Products — Yarn, Thread & Raw Fibers

Flax Yarn, Sewing Thread and Raw Fibers from the Source

Spinners, weavers and sewing producers will find the upstream end of the textile chain here: 219 positions from 64 suppliers. Sewing thread is the largest group at 63 listings, followed by ribbons and braided tapes, knitting and spinning yarns, raw and processed fibers - including washed sheep wool - cords and ropes. The quiet star of the section is flax: Russia remains one of the few countries still growing and wet-spinning linen at scale, and dry- and wet-spun flax yarns appear here alongside linen-polyester blends.

For yarn buyers, provenance matters because it sets the price floor. Sourcing flax yarn from the country that grows the fiber, or coarse wool direct from washing stations, removes a trading layer that most importers in Asia and the Middle East currently pay without noticing. Industrial sewing threads, meanwhile, come from plants supplying Russia's own garment and footwear factories, with polyester and armored constructions in standard tex numbers.

  • Flax program: dry-spun and blended linen yarns from domestic fiber
  • Industrial thread: 63 positions of polyester and core-spun sewing threads in tex sizing
  • Raw fiber: washed sheep wool and nonwoven webs for spinners and felters
  • Haberdashery: ribbons, braided tapes, cords and ropes for garment and technical use
  • Terms: cones and bales, EXW or FOB St. Petersburg / Novorossiysk; pressed wool bales rate well on sea freight

Quote your counts, tex numbers or fiber specs in a sourcing request and producers will reply with lab data and prices.

FAQ

Which count systems do Russian spinners use for yarn?
Linen and blended yarns are typically quoted in metric number (Nm) or tex; sewing threads in tex with the construction stated, such as the number of plies. If your equipment documentation uses English cotton count or denier, send it as is - suppliers convert routinely. Always confirm the count system explicitly on the proforma to avoid a misread order.
Can I get flax yarn samples for trial weaving or knitting?
Yes, spinners send sample cones of 1-2 kg per count for trial runs, usually charging only courier cost. Test for evenness, breakage rate at your machine speeds and shade after your finishing process. Production minimums after a successful trial typically start around 300-500 kg per count, less for stocked positions.
What should I know before buying washed sheep wool in bulk?
Specify the parameters that matter to your mill: fiber diameter range, staple length, residual grease content and vegetable matter.
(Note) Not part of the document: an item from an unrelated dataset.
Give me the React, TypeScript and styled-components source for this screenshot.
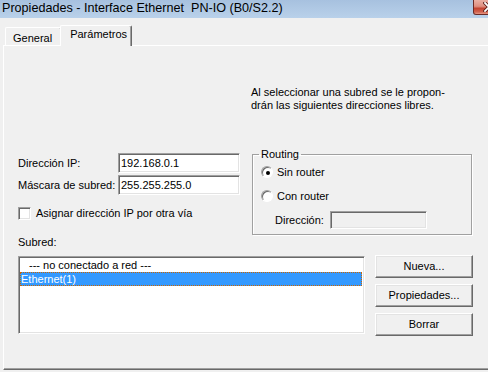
import { createGlobalStyle, styled } from 'styled-components';

const GlobalStyle = createGlobalStyle`
  html, body {
    margin: 0;
    padding: 0;
    background: #f0f0f0;
  }
  body {
    font-family: "Liberation Sans", Arial, sans-serif;
    font-size: 11px;
    color: #000;
  }
`;

const Window = styled.div`
  width: 488px;
  height: 372px;
  overflow: hidden;
  background: #f0f0f0;
  display: flex;
  flex-direction: column;
`;

const TitleBar = styled.div`
  flex: none;
  height: 18px;
  display: flex;
  align-items: flex-start;
  background: linear-gradient(#a7c1df, #b9d1ea);
`;

const Title = styled.div`
  flex: 1;
  padding-left: 2px;
  line-height: 16px;
  font-size: 12.6px;
  white-space: pre;
`;

const CloseButton = styled.div`
  flex: none;
  width: 43px;
  height: 15px;
  margin-right: -28px;
  box-sizing: border-box;
  border: 1px solid #6b2b26;
  border-top: none;
  border-bottom-left-radius: 3px;
  background: linear-gradient(#eab0a4 0%, #df8f80 45%, #c44431 60%, #d0624f 85%, #e69885 100%);
  display: flex;
  align-items: center;
  padding-left: 9px;
`;

const Body = styled.div`
  flex: 1;
  display: flex;
  flex-direction: column;
  padding: 7px 0 2px 3px;
`;

const TabStrip = styled.div`
  display: flex;
  align-items: flex-end;
  height: 21px;
  padding-left: 2px;
  margin-bottom: -1px;
  position: relative;
  z-index: 1;
`;

const Tab = styled.div<{ $active?: boolean }>`
  box-sizing: border-box;
  height: ${(p) => (p.$active ? '21px' : '18px')};
  margin: ${(p) => (p.$active ? '0 -2px' : '0 0 1px 0')};
  padding: ${(p) => (p.$active ? '2px 4px 0 9px' : '4px 9px 0 7px')};
  background: #f0f0f0;
  border-top: 1px solid #fff;
  border-left: 1px solid #fff;
  border-right: 1px solid #696969;
  box-shadow: inset -1px 0 0 #a0a0a0;
  border-top-left-radius: 2px;
  border-top-right-radius: 2px;
  position: relative;
  z-index: ${(p) => (p.$active ? 2 : 1)};
  line-height: 13px;
`;

const Panel = styled.div`
  flex: 1;
  width: 520px;
  box-sizing: border-box;
  border-top: 1px solid #fff;
  border-left: 1px solid #fff;
  border-bottom: 1px solid #696969;
  box-shadow: inset 0 -1px 0 #a0a0a0;
  padding: 40px 0 0 14px;
  line-height: 13px;
`;

const Hint = styled.p`
  margin: 0 0 0 233px;
  line-height: 13px;
`;

const Middle = styled.div`
  display: flex;
  align-items: flex-start;
  gap: 12px;
  margin-top: 36px;
`;

const Addressing = styled.div`
  width: 222px;
  margin-top: 5px;
  display: flex;
  flex-direction: column;
`;

const FieldRow = styled.div`
  display: grid;
  grid-template-columns: 100px 122px;
  align-items: center;
  margin-bottom: 2px;
`;

const TextBox = styled.input<{ $width?: number }>`
  box-sizing: border-box;
  width: ${(p) => (p.$width ? `${p.$width}px` : '100%')};
  height: 20px;
  margin: 0;
  padding: 0 2px;
  font: inherit;
  color: #000;
  background: #fff;
  border-style: solid;
  border-width: 1px;
  border-color: #a0a0a0 #fff #fff #a0a0a0;
  box-shadow: inset 1px 1px 0 #696969, inset -1px -1px 0 #e3e3e3;
  outline: none;

  &:disabled {
    background: #f0f0f0;
  }
`;

const CheckRow = styled.label`
  display: flex;
  align-items: center;
  gap: 5px;
  margin-top: 10px;
`;

const CheckBox = styled.span`
  box-sizing: border-box;
  width: 13px;
  height: 13px;
  background: #fff;
  border-style: solid;
  border-width: 1px;
  border-color: #a0a0a0 #fff #fff #a0a0a0;
  box-shadow: inset 1px 1px 0 #696969, inset -1px -1px 0 #e3e3e3;
`;

const GroupBox = styled.fieldset`
  box-sizing: border-box;
  width: 220px;
  margin: 0;
  min-width: 0;
  padding: 0 0 5px 8px;
  border: 1px solid #a0a0a0;
  box-shadow: inset 1px 1px 0 #fff, 1px 1px 0 #fff;
`;

const Legend = styled.legend`
  margin-left: -2px;
  padding: 0 2px;
  line-height: 13px;
`;

const RadioRow = styled.label<{ $gap: number }>`
  display: flex;
  align-items: center;
  gap: 4px;
  height: 16px;
  margin-top: ${(p) => p.$gap}px;
`;

const Radio = styled.span<{ $checked?: boolean }>`
  box-sizing: border-box;
  width: 12px;
  height: 12px;
  border-radius: 50%;
  background: #fff;
  border: 1px solid;
  border-color: #a0a0a0 #fff #fff #a0a0a0;
  box-shadow: inset 1px 1px 0 #696969;
  display: flex;
  align-items: center;
  justify-content: center;

  &::after {
    content: '';
    display: ${(p) => (p.$checked ? 'block' : 'none')};
    width: 4px;
    height: 4px;
    border-radius: 50%;
    background: #000;
    margin: 1px 0 0 1px;
  }
`;

const AddressRow = styled.div`
  display: flex;
  align-items: center;
  margin-top: 7px;
  padding-left: 14px;
  height: 18px;

  span {
    width: 55px;
  }
`;

const SubnetLabel = styled.div`
  margin-top: 1px;
`;

const Bottom = styled.div`
  display: flex;
  align-items: flex-start;
  gap: 10px;
  margin-top: 6px;
`;

const ListBox = styled.div`
  box-sizing: border-box;
  width: 347px;
  height: 78px;
  margin-top: 1px;
  background: #fff;
  border-style: solid;
  border-width: 1px;
  border-color: #a0a0a0 #fff #fff #a0a0a0;
  box-shadow: inset 1px 1px 0 #696969, inset -1px -1px 0 #e3e3e3;
  padding: 1px 2px 0 1px;
`;

const ListItem = styled.div<{ $selected?: boolean; $indent?: number }>`
  box-sizing: border-box;
  height: 14px;
  line-height: 12px;
  padding-left: ${(p) => p.$indent ?? 0}px;
  background: ${(p) => (p.$selected ? '#3399ff' : 'transparent')};
  color: ${(p) => (p.$selected ? '#fff' : '#000')};
  border: 1px ${(p) => (p.$selected ? 'dotted #cc6600' : 'solid transparent')};
`;

const Buttons = styled.div`
  display: flex;
  flex-direction: column;
  gap: 6px;
`;

const Button = styled.button`
  box-sizing: border-box;
  width: 98px;
  height: 23px;
  margin: 0;
  padding: 0;
  font: inherit;
  color: #000;
  background: #f0f0f0;
  border-style: solid;
  border-width: 1px;
  border-color: #fff #696969 #696969 #fff;
  box-shadow: inset -1px -1px 0 #a0a0a0, inset 1px 1px 0 #e3e3e3;
`;

export default function App() {
  return (
    <>
      <GlobalStyle />
      <Window>
        <TitleBar>
          <Title>Propiedades - Interface Ethernet  PN-IO (B0/S2.2)</Title>
          <CloseButton>
            <svg width="12" height="10" viewBox="0 0 12 10">
              <path d="M2 1 L10 9 M10 1 L2 9" stroke="#5a1f1a" strokeWidth="3.4" strokeLinecap="square" />
              <path d="M2 1 L10 9 M10 1 L2 9" stroke="#fff" strokeWidth="1.8" strokeLinecap="square" />
            </svg>
          </CloseButton>
        </TitleBar>
        <Body>
          <TabStrip>
            <Tab>General</Tab>
            <Tab $active>Parámetros</Tab>
          </TabStrip>
          <Panel>
            <Hint>
              Al seleccionar una subred se le propon-
              <br />
              drán las siguientes direcciones libres.
            </Hint>
            <Middle>
              <Addressing>
                <FieldRow>
                  <span>Dirección IP:</span>
                  <TextBox readOnly value="192.168.0.1" />
                </FieldRow>
                <FieldRow>
                  <span>Máscara de subred:</span>
                  <TextBox readOnly value="255.255.255.0" />
                </FieldRow>
                <CheckRow>
                  <CheckBox />
                  Asignar dirección IP por otra vía
                </CheckRow>
              </Addressing>
              <GroupBox>
                <Legend>Routing</Legend>
                <RadioRow $gap={3}>
                  <Radio $checked />
                  Sin router
                </RadioRow>
                <RadioRow $gap={8}>
                  <Radio />
                  Con router
                </RadioRow>
                <AddressRow>
                  <span>Dirección:</span>
                  <TextBox disabled readOnly value="" $width={97} style={{ height: 18 }} />
                </AddressRow>
              </GroupBox>
            </Middle>
            <SubnetLabel>Subred:</SubnetLabel>
            <Bottom>
              <ListBox>
                <ListItem $indent={8}>--- no conectado a red ---</ListItem>
                <ListItem $selected>Ethernet(1)</ListItem>
              </ListBox>
              <Buttons>
                <Button>Nueva...</Button>
                <Button>Propiedades...</Button>
                <Button>Borrar</Button>
              </Buttons>
            </Bottom>
          </Panel>
        </Body>
      </Window>
    </>
  );
}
Russian coarse and semi-fine wools suit carpets, felting and coarse knits rather than fine worsted. Wool ships in pressed bales of 100-200 kg; ask for a core-sample test report per lot before dispatch.
Are industrial sewing threads compatible with high-speed machines?
The polyester threads listed are produced for industrial garment and footwear lines and run on high-speed lockstitch and overlock equipment. For demanding applications - leather, tarpaulins, automotive - ask for bonded or armored constructions. Request one carton of assorted tex sizes as a trial; thread is light, so air shipment of samples is cheap.
How do small haberdashery items like ribbons and tapes ship economically?
Ribbons, tapes, cords and thread are dense, high-value-per-kilo cargo, so they travel well as groupage or even air freight for urgent replenishment. Many buyers attach a haberdashery line to a larger fabric order from the marketplace to fill remaining truck or container space - suppliers coordinate joint loading through forwarders as standard practice.